The University does not have an obligation to provide a soapbox to every madman with racist, misogynistic, homophobic and homocidal tendencies. Pleading for the cancellation of the event in this context does not equate with a lack of respect for "freedom of speech"; although some indeed may want Ahmadinejad's tongue cut out for the things he says, the clear message was for the inviting party to exercise discretion, not for a superior governmental entity to prevent Columbia from having the event altogether.

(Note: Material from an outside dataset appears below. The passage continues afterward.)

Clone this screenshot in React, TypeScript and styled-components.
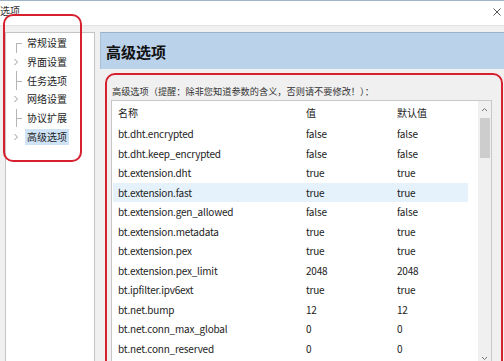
import React from 'react';
import styled, { createGlobalStyle } from 'styled-components';

const Global = createGlobalStyle`
  html, body { margin: 0; padding: 0; }
  body {
    width: 504px; height: 361px; overflow: hidden; background: #f0f0f0;
    font-family: "Noto Sans CJK SC", "Microsoft YaHei", sans-serif;
    color: #1e1e1e;
  }
`;

const Window = styled.div`
  position: relative;
  width: 504px;
  height: 361px;
  display: flex;
  flex-direction: column;
  overflow: hidden;
  background: #f0f0f0;
`;

const TitleBar = styled.div`
  height: 26px;
  box-sizing: border-box;
  background: #fff;
  border-top: 1px solid #9fb4c8;
  border-bottom: 1px solid #e2e2e2;
  display: flex;
  align-items: flex-start;
  justify-content: space-between;
  padding: 3px 3px 0 0;
  font-size: 10px;
  line-height: 14px;
  color: #333;
`;

const CloseIcon = styled.svg`
  width: 8px;
  height: 8px;
  margin-top: 4px;
`;

const Body = styled.div`
  flex: 1;
  display: flex;
  gap: 5px;
  padding: 6px 0 0 5px;
  min-height: 0;
`;

const Tree = styled.div`
  width: 88px;
  flex: none;
  background: #fff;
  border: 1px solid #c4c4c4;
  border-bottom: none;
  padding-top: 1px;
  display: flex;
  flex-direction: column;
`;

const TreeRow = styled.div`
  height: 18.7px;
  display: flex;
  align-items: center;
  padding-left: 6px;
`;

const Connector = styled.span<{ $first?: boolean }>`
  position: relative;
  width: 12px;
  height: 100%;
  flex: none;
  &::before {
    content: '';
    position: absolute;
    left: 4px;
    top: ${(p) => (p.$first ? '50%' : '0')};
    bottom: 0;
    border-left: 1px solid #b5b5b5;
  }
  &::after {
    content: '';
    position: absolute;
    left: 4px;
    width: 6px;
    top: 50%;
    border-top: 1px solid #b5b5b5;
  }
`;

const Chevron = styled.svg`
  width: 12px;
  height: 8px;
  flex: none;
`;

const TreeLabel = styled.span<{ $selected?: boolean }>`
  font-size: 10px;
  line-height: 16px;
  padding: 0 2px;
  margin-left: 1px;
  background: ${(p) => (p.$selected ? '#cfe3f7' : 'transparent')};
  color: #222;
  white-space: nowrap;
`;

const Main = styled.div`
  flex: 1;
  display: flex;
  flex-direction: column;
  min-width: 0;
`;

const Header = styled.div`
  height: 37px;
  box-sizing: border-box;
  flex: none;
  background: #bad2ea;
  border-top: 1px solid #99b2cc;
  border-left: 1px solid #a9c0d8;
  display: flex;
  align-items: center;
  padding-left: 5px;
  font-size: 15px;
  font-weight: bold;
  color: #111;
`;

const Content = styled.div`
  flex: 1;
  display: flex;
  flex-direction: column;
  padding: 0 12px 0 11px;
  min-height: 0;
`;

const GroupLabel = styled.div`
  height: 31px;
  box-sizing: border-box;
  padding-top: 15px;
  padding-left: 1px;
  font-size: 9.2px;
  line-height: 14px;
  color: #333;
  white-space: nowrap;
`;

const ListBox = styled.div`
  flex: 1;
  display: flex;
  background: #fff;
  border: 1px solid #c8c8c8;
  border-bottom: none;
  min-height: 0;
`;

const Rows = styled.div`
  flex: 1;
  display: flex;
  flex-direction: column;
  padding: 0 10px 0 1px;
`;

const Row = styled.div<{ $header?: boolean; $selected?: boolean }>`
  display: grid;
  grid-template-columns: 188px 91px 1fr;
  align-items: center;
  height: ${(p) => (p.$header ? '23px' : '19.5px')};
  padding-left: 5px;
  background: ${(p) => (p.$selected ? '#e5f1fb' : 'transparent')};
  font-size: 10px;
  letter-spacing: ${(p) => (p.$header ? '0' : '-0.2px')};
  color: #222;
  white-space: nowrap;
`;

const Cell = styled.span`
  overflow: hidden;
`;

const Scrollbar = styled.div`
  width: 13px;
  flex: none;
  background: #f0f0f0;
  display: flex;
  flex-direction: column;
  align-items: center;
  padding-top: 6px;
`;

const Arrow = styled.svg`
  width: 7px;
  height: 5px;
  flex: none;
`;

const Thumb = styled.div`
  width: 10px;
  height: 40px;
  margin-top: 6px;
  background: #cdcdcd;
`;

const Spacer = styled.div`
  flex: 1;
`;

const Annotation = styled.div<{ $x: number; $y: number; $w: number; $h: number }>`
  position: absolute;
  left: ${(p) => p.$x}px;
  top: ${(p) => p.$y}px;
  width: ${(p) => p.$w}px;
  height: ${(p) => p.$h}px;
  box-sizing: border-box;
  border: 2.5px solid #d6202e;
  border-radius: 10px;
  pointer-events: none;
`;

const treeItems: { label: string; expandable: boolean }[] = [
  { label: '常规设置', expandable: false },
  { label: '界面设置', expandable: true },
  { label: '任务选项', expandable: false },
  { label: '网络设置', expandable: true },
  { label: '协议扩展', expandable: false },
  { label: '高级选项', expandable: true },
];

const rows: [string, string, string][] = [
  ['bt.dht.encrypted', 'false', 'false'],
  ['bt.dht.keep_encrypted', 'false', 'false'],
  ['bt.extension.dht', 'true', 'true'],
  ['bt.extension.fast', 'true', 'true'],
  ['bt.extension.gen_allowed', 'false', 'false'],
  ['bt.extension.metadata', 'true', 'true'],
  ['bt.extension.pex', 'true', 'true'],
  ['bt.extension.pex_limit', '2048', '2048'],
  ['bt.ipfilter.ipv6ext', 'true', 'true'],
  ['bt.net.bump', '12', '12'],
  ['bt.net.conn_max_global', '0', '0'],
  ['bt.net.conn_reserved', '0', '0'],
];

export default function App() {
  return (
    <>
      <Global />
      <Window>
        <TitleBar>
          <span>选项</span>
          <CloseIcon viewBox="0 0 8 8">
            <path d="M0.5 0.5 L7.5 7.5 M7.5 0.5 L0.5 7.5" stroke="#555" strokeWidth="1" />
          </CloseIcon>
        </TitleBar>
        <Body>
          <Tree>
            {treeItems.map((it, i) => (
              <TreeRow key={it.label}>
                {it.expandable ? (
                  <Chevron viewBox="0 0 12 8">
                    <path d="M2.5 1 L5.5 4 L2.5 7" fill="none" stroke="#9a9a9a" strokeWidth="1" />
                  </Chevron>
                ) : (
                  <Connector $first={i === 0} />
                )}
                <TreeLabel $selected={i === treeItems.length - 1}>{it.label}</TreeLabel>
              </TreeRow>
            ))}
          </Tree>
          <Main>
            <Header>高级选项</Header>
            <Content>
              <GroupLabel>高级选项（提醒：除非您知道参数的含义，否则请不要修改！）：</GroupLabel>
              <ListBox>
                <Rows>
                  <Row $header>
                    <Cell>名称</Cell>
                    <Cell>值</Cell>
                    <Cell>默认值</Cell>
                  </Row>
                  {rows.map((r, i) => (
                    <Row key={r[0]} $selected={i === 3}>
                      <Cell>{r[0]}</Cell>
                      <Cell>{r[1]}</Cell>
                      <Cell>{r[2]}</Cell>
                    </Row>
                  ))}
                </Rows>
                <Scrollbar>
                  <Arrow viewBox="0 0 7 5">
                    <path d="M1 4 L3.5 1.5 L6 4" fill="none" stroke="#777" strokeWidth="1" />
                  </Arrow>
                  <Thumb />
                  <Spacer />
                  <Arrow viewBox="0 0 7 5">
                    <path d="M1 1 L3.5 3.5 L6 1" fill="none" stroke="#777" strokeWidth="1" />
                  </Arrow>
                </Scrollbar>
              </ListBox>
            </Content>
          </Main>
        </Body>
        <Annotation $x={3} $y={14} $w={79} $h={148} />
        <Annotation $x={105} $y={73} $w={398} $h={300} />
      </Window>
    </>
  );
}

It is disingenuous, if not careless, to assert that Ahmadinejad's ramblings at Columbia represented some victory for the First Amendment or even for academic freedom. Neither the Columbia Administration nor the US government ever expressed any intention to forbid the invite of the President of Iran. Indeed, it was the administration (or the administration of SIPA) that invited him. Dismay at the University's judgment in inviting this man (even if coupled with threats of no more donations) does not rise to a restriction on free speech. Nazis marching in Skokie was a victory for free speech; protesting the Nazi march in Skokie was a victory for free speech; the fact that ACTION was not censored by the University (which had power to prevent the talk on private property) was a victory for free speech. It would not have been a war on free speech if ACTION, after hearing reasoned pleas for not having Davis speak, reconsidered its position on inviting Davis. It was a war on free speech for John Kerry to allow a student to be tasered while engaging in similar verbal protest that Kerry participated in when he came back from Viet Nam.

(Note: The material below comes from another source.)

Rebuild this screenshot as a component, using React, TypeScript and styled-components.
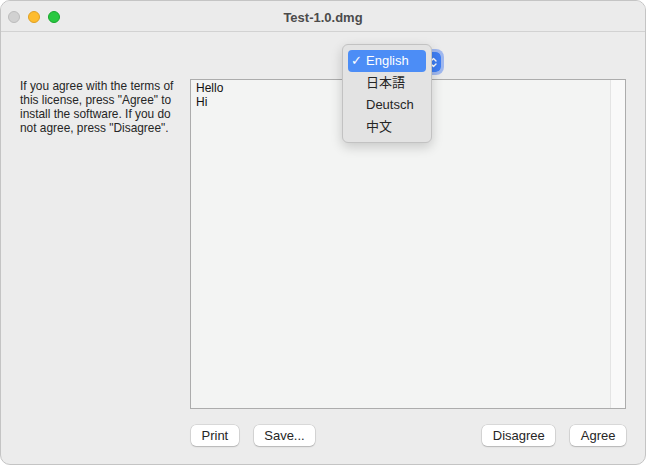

I would not ask the University to forbid a campus organization from inviting David Duke to campus to talk about why he thinks minorities are sub-human. I would, however, expect that the University itself had enough responsibility and morality not to invite David Duke as a keynote speaker (even if President Bollinger railed at him as being a degenerate bigot). I would expect you, as a seasoned veteran of free speech battles and as an historian, to understand (and not obfuscate) the legal difference.

Respectfully,

Harris Fenton

In Prof. Foner's roster of "heroes of American liberty" who were deemed too "dangerous, extreme or simply unpopular" for their free speech rights, I was amazed to see Margaret Sanger's name described one who "went to jail for distributing information about birth control. " Well noble as that may sound, it is a bite that spins and misrepresents history. Margaret Sanger was a eugenicist. And believe me she had her free speech rights. An activitist, she authored many pamphlets and books, among them "Birth Control and Positive Eugenics" and "Birth Control the True Eugenics" ; she went across the country, speaking and spreading her ideas. It was only when she broke the law that she was jailed. And just what was the content of her "free speech" anyway? It was about mandated birth control to purify the "breeding stock" and remove the "bad strains." Included in her list of the "unfit" were "the shiftless, ignorant and worthless class of antisocial whites of the South." Also included were the poor, uneducated who had large families -- well you get the idea. In other words, your hero of American liberty would have taken our civil liberties away. And though in my opinion, she WAS too dangerous for her free speech rights. she had them, nevertheless. But don't make her a heroine of liberty. Please.

Freedom of Speech does not mean I have to enable you to speak, it simply means I cannot put in place restrictions on your ability to speak. By providing a platform, you enable one to speak. By not providing a platform, you do not prevent one from speaking elsewhere. If no one wants to host him, that reflects on the quality of what he has to say, not on his lack of freedom of speech.

Yes, one can be afraid of the day when the mob mentality prevents any place from providing one the ability to speak, but as Ahmadinejad is the President of his own country, that's not a worry that he has to face as he has plenty of platforms available to him.